Reading Lunn’s biography, I was left with the impression that Maud’s childhood, despite its deprivations, was essentially a busy, happy one. Like her heroines she had an intense inner life, but also a genius for friendship. She was never without a pack of chums, male and female, to accompany her to her community’s various prayer meetings, picnics, and literary and musical events. And from the age of 13 on, young Maud had no shortage of male admirers, professing their love and proposing marriage. But Maud never felt able to return their love. Marriage was not what she wanted yet: she was singleminded in her goal of becoming a teacher, and ultimately, a writer. At 23 she “had come to really believe that she wasn’t a girl who could fall in love.”
It wasn’t until she was engaged to marry Edwin Simpson that Maud did fall in love, but not with her fiancé. While teaching she boarded with the Leard family, and hit it off with their 27-year-old son Herman. “Then one night, in the buggy driving home from prayer meeting through the frosty air, Herman put his arm around her. He kissed her and she discovered a ‘rapture such as I had never in all my life experienced or imagined.’” In 1906 it’s hard to imagine anything racier that could possibly happen after a prayer meeting, especially given Maud’s engagement. Her love for Herman gave her the resolve to break off with Edwin, but not the courage to actually marry Herman, a farmer, who would never meet with her family’s approval, or – more to the point – share any of Maud’s other interests.
It was writing that would be Montgomery’s true passion in life, and she seems to have always realized it. Lunn covers her early career in satisfying detail: the first rejection letter at age 12 (she burned the offending poem), first publication at 16, of a poem in the Charlottetown Patriot. Her reaction? “I grew dizzy, the letters danced before my eyes and I felt a curious sensation of choking… I can’t find words to express my feelings.” At 19 she had her first New York publication, a poem in The Ladies World Magazine, and after that she continued to write poetry and short stories steadily, with a mix of rejection and success. Lunn includes details of Montgomery’s early literary influences, and some of them – florid occult romances by Edward Bulwer-Lytton for instance – go some way toward explaining Montgomery’s penchant for decidedly purple prose.
Lunn has drawn extensively from The Selected Journals of L.M. Montgomery, and so the book is generous with Montgomery’s own vibrant words. Perhaps by comparison, I found Lunn’s retelling a bit bloodless, but now wonder if this wasn’t simply my own desire for the kind of melodrama and intensity that Lucy Maud herself wrought with the same biographical material. Lunn takes us from Maud’s birth right up to a crucial double turning-point in her life: the publication and success of Anne of Green Gables when she was 33 and her marriage at 37 to Ewan Macdonald, a man she didn’t love but with whom she hoped for “a workaday, bread-and-butter happiness.” Contrasted with the joy of her literary fame (and her past passion with Herman), this marriage seems a decidedly melancholy affair, the more so since it took her away from her beloved island. But, as Lunn rightly notes, she never really left it.

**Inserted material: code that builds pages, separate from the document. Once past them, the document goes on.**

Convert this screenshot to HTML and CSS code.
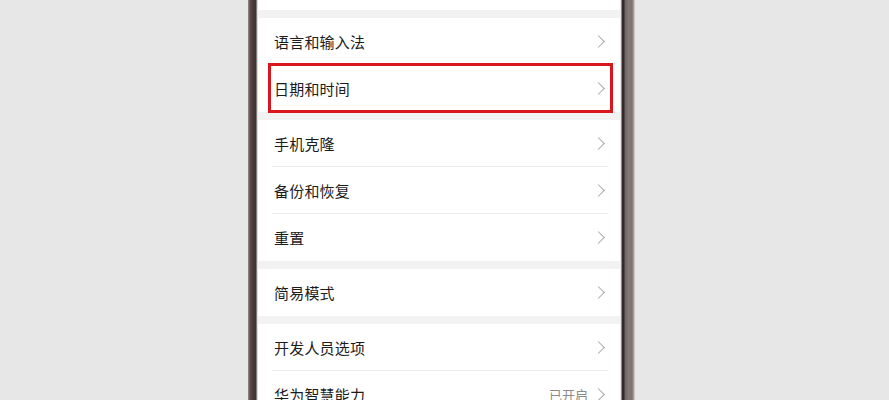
FILE: index.html
```html
<!DOCTYPE html>
<html lang="zh-CN">
<head>
    <meta charset="UTF-8">
    <meta name="viewport" content="width=device-width, initial-scale=1.0">
    <title>设置 - 系统和更新</title>
    <link rel="stylesheet" href="styles.css">
</head>
<body>
    <div class="phone">
        <div class="edge-left"></div>
        <div class="screen">
            <div class="top-rest"></div>
            <div class="band"></div>
            <div class="group">
                <div class="row"><span class="label">语言和输入法</span><span class="chevron"></span></div>
                <div class="row marked"><span class="label">日期和时间</span><span class="chevron"></span><div class="mark-box"></div></div>
            </div>
            <div class="band"></div>
            <div class="group">
                <div class="row"><span class="label">手机克隆</span><span class="chevron"></span></div>
                <div class="row"><span class="label">备份和恢复</span><span class="chevron"></span></div>
                <div class="row"><span class="label">重置</span><span class="chevron"></span></div>
            </div>
            <div class="band"></div>
            <div class="group">
                <div class="row"><span class="label">简易模式</span><span class="chevron"></span></div>
            </div>
            <div class="band"></div>
            <div class="group">
                <div class="row"><span class="label">开发人员选项</span><span class="chevron"></span></div>
                <div class="row"><span class="label">华为智慧能力</span><span class="value">已开启</span><span class="chevron"></span></div>
            </div>
        </div>
        <div class="edge-right"></div>
    </div>
</body>
</html>
```

FILE: styles.css
```css
body {
    margin: 0;
    padding: 0;
    background-color: #e7e7e7;
    font-family: "Noto Sans CJK SC", "Noto Sans", sans-serif;
    height: 400px;
    overflow: hidden;
}

.phone {
    display: flex;
    margin-left: 248px;
    width: 387px;
    height: 400px;
}

.edge-left {
    width: 10px;
    background: linear-gradient(to right, #9a8f8c 0, #5e4e4a 2px, #47383a 5px, #3e3232 8px, #c9c6c6 9px, #f4f4f4 10px);
}

.screen {
    width: 362px;
    background-color: #ffffff;
    overflow: hidden;
}

.edge-right {
    width: 15px;
    background: linear-gradient(to right, #f6f6f6 0, #e2e0e0 1px, #3a3030 2px, #2e2626 4px, #6f6562 5px, #857a77 9px, #7d716e 12px, #b3aeac 14px, #dcdcdc 15px);
}

.top-rest {
    height: 10px;
}

.band {
    height: 8px;
    background-color: #f2f2f2;
}

.row {
    position: relative;
    display: flex;
    align-items: center;
    height: 47px;
    margin: 0 12px 0 14px;
    padding: 0 0 0 2px;
    box-sizing: border-box;
    border-bottom: 1px solid #e9e9e9;
}

.group .row:last-child {
    border-bottom: none;
}

.label {
    flex: 1;
    font-size: 15px;
    color: #1c1c1c;
    letter-spacing: 0.2px;
}

.value {
    font-size: 13px;
    color: #8a8a8a;
    margin-right: 6px;
}

.chevron {
    width: 8px;
    height: 8px;
    border-right: 1.6px solid #a9a9a9;
    border-top: 1.6px solid #a9a9a9;
    transform: rotate(45deg);
    margin-right: 5px;
}

.mark-box {
    position: absolute;
    left: -4px;
    right: -5px;
    top: -2px;
    bottom: -1px;
    border: 3px solid #d9161d;
}
```
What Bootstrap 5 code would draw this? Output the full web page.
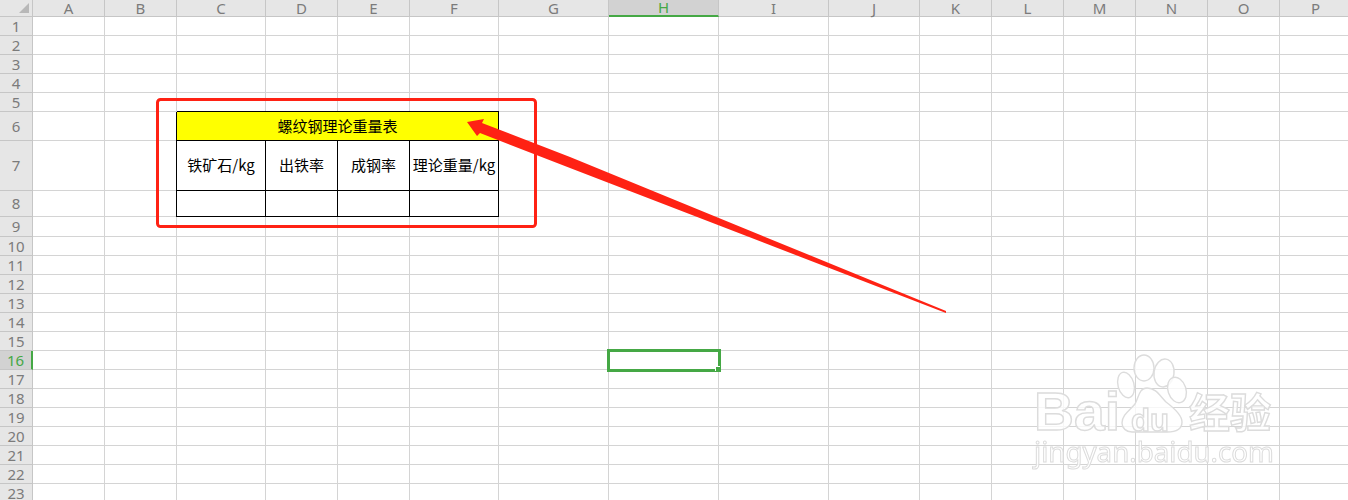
<!DOCTYPE html>
<html lang="zh">
<head>
    <meta charset="UTF-8">
    <meta name="viewport" content="width=device-width, initial-scale=1.0">
    <title>螺纹钢理论重量表</title>
    <link href="https://cdn.jsdelivr.net/npm/bootstrap@5.3.0/dist/css/bootstrap.min.css" rel="stylesheet">
    <style>
        body {
            background-color: #fff;
            overflow: hidden;
        }
        .sheet-wrap {
            width: 1348px;
            height: 500px;
        }
        .sheet {
            width: 1351px;
            grid-template-columns: 33px 72px 72px 89px 72px 72px 89px 110px 110px 110px 91px 72px 72px 72px 72px 72px 72px;
            grid-template-rows: 17px repeat(5, 19px) 29px 50px 26px 20px repeat(14, 19px);
            font-family: "Noto Sans", "Noto Sans CJK SC", sans-serif;
            font-size: 15px;
        }
        .cell {
            border-right: 1px solid #d4d4d4;
            border-bottom: 1px solid #d4d4d4;
        }
        .head-cell {
            background-color: #e6e6e6;
            color: #7b7b7b;
            border-color: #c6c6c6;
            line-height: 1;
        }
        .head-cell.active-head {
            background-color: #d2d2d2;
            color: #45a845;
        }
        .col-active {
            border-bottom: 2px solid #45a845;
        }
        .row-active {
            border-right: 2px solid #45a845;
        }
        .corner-mark {
            width: 10px;
            height: 10px;
            background-color: #b8b8b8;
            clip-path: polygon(100% 0, 100% 100%, 0 100%);
            margin: 3px 3px 0 0;
        }
        .tb-cell {
            border-color: #000;
            box-shadow: -1px 0 #000, 0 -1px #000;
            color: #000;
            font-family: "Noto Sans CJK SC", sans-serif;
            font-size: 15px;
            white-space: nowrap;
        }
        .tb-title {
            background-color: #ff0;
            grid-column: span 4;
        }
        .cur-cell {
            border: 0;
            box-shadow: 0 0 0 2px #45a845, inset 0 0 0 1px #45a845;
            z-index: 2;
        }
        .cur-cell::after {
            content: "";
            position: absolute;
            right: -2px;
            bottom: -2px;
            width: 5px;
            height: 5px;
            background-color: #45a845;
            box-shadow: -1px -1px 0 #fff;
        }
        .overlay {
            top: 0;
            left: 0;
            z-index: 3;
            pointer-events: none;
        }
        .wm-shape {
            fill: rgba(255, 255, 255, 0.8);
            stroke: #dcdcdc;
            stroke-width: 1.4;
        }
        .wm-text {
            font-family: "Liberation Sans", "Noto Sans CJK SC", sans-serif;
            font-weight: 700;
        }
        .wm-thin {
            font-family: "Noto Sans", sans-serif;
            font-weight: 400;
            stroke-width: 1;
        }
    </style>
</head>
<body>
    <div class="sheet-wrap position-relative overflow-hidden">
        <div class="sheet d-grid" id="sheet"></div>

        <!-- red markup and watermark -->
        <svg class="overlay position-absolute" width="1348" height="500" viewBox="0 0 1348 500">
            <rect x="157.5" y="99.5" width="378" height="127" rx="3" fill="none" stroke="#ff2214" stroke-width="3"/>
            <polygon fill="#ff2214" points="467,122 484,119 482,123 570,157 946,311 946,313 570,168 480,133 477,136"/>

            <g filter="url(#soft)">
                <ellipse class="wm-shape" cx="1144" cy="368" rx="10" ry="13"/>
                <ellipse class="wm-shape" cx="1164" cy="373" rx="10" ry="14" transform="rotate(8 1164 373)"/>
                <ellipse class="wm-shape" cx="1126" cy="385" rx="8" ry="13" transform="rotate(-15 1126 385)"/>
                <ellipse class="wm-shape" cx="1177" cy="390" rx="9" ry="13" transform="rotate(-18 1177 390)"/>
                <path class="wm-shape" d="M1147 388c9 0 13 8 19 14 8 6 16 13 16 20 0 8-7 10-15 10h-35c-6 0-10-4-10-9 0-8 8-13 13-19 4-7 4-16 12-16z"/>
                <text class="wm-shape wm-text" x="1034" y="430" font-size="53" textLength="86" lengthAdjust="spacingAndGlyphs">Bai</text>
                <text class="wm-shape wm-text" x="1131" y="431" font-size="31" textLength="38" lengthAdjust="spacingAndGlyphs">du</text>
                <text class="wm-shape wm-text" x="1189" y="428" font-size="41">经验</text>
                <text class="wm-shape wm-thin" x="1034" y="462" font-size="28" textLength="240" lengthAdjust="spacingAndGlyphs">jingyan.baidu.com</text>
            </g>
            <defs>
                <filter id="soft"><feGaussianBlur stdDeviation="0.5"/></filter>
            </defs>
        </svg>
    </div>

    <script>
        var sheet = document.getElementById('sheet');
        var cols = 'ABCDEFGHIJKLMNOP'.split('');
        var center = ' d-flex align-items-center justify-content-center';

        function add(cls, text) {
            var el = document.createElement('div');
            el.className = 'cell' + cls;
            if (text) el.textContent = text;
            sheet.appendChild(el);
            return el;
        }

        // 表头
        var corner = add(' head-cell d-flex align-items-start justify-content-end');
        corner.innerHTML = '<span class="corner-mark"></span>';
        cols.forEach(function (c) {
            add(' head-cell' + center + (c === 'H' ? ' active-head col-active' : ''), c);
        });

        var table = {
            7: ['铁矿石/kg', '出铁率', '成钢率', '理论重量/kg'],
            8: ['', '', '', '']
        };

        for (var r = 1; r <= 23; r++) {
            add(' head-cell' + center + (r === 16 ? ' active-head row-active' : ''), String(r));
            for (var i = 0; i < cols.length; i++) {
                var c = cols[i];
                if (c === 'C' && r === 6) {
                    add(' tb-cell tb-title' + center, '螺纹钢理论重量表');
                    i += 3;
                } else if (table[r] && i >= 2 && i <= 5) {
                    add(' tb-cell' + center, table[r][i - 2]);
                } else if (c === 'H' && r === 16) {
                    add(' cur-cell position-relative');
                } else {
                    add('');
                }
            }
        }
    </script>
    <script src="https://cdn.jsdelivr.net/npm/bootstrap@5.3.0/dist/js/bootstrap.bundle.min.js"></script>
</body>
</html>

What particularly entranced me about the Emily books as a child was Emily’s inextinguishable fire to succeed as a writer – it was Montgomery’s fire, too, and reading about it here is one of the pleasures of Lunn’s biography. In her diary Montgomery once wrote that her most valuable asset was “a belief in my power to succeed. As long as I possess that I shall face the future with an unquailing heart.” Anne or Emily couldn’t have said it better.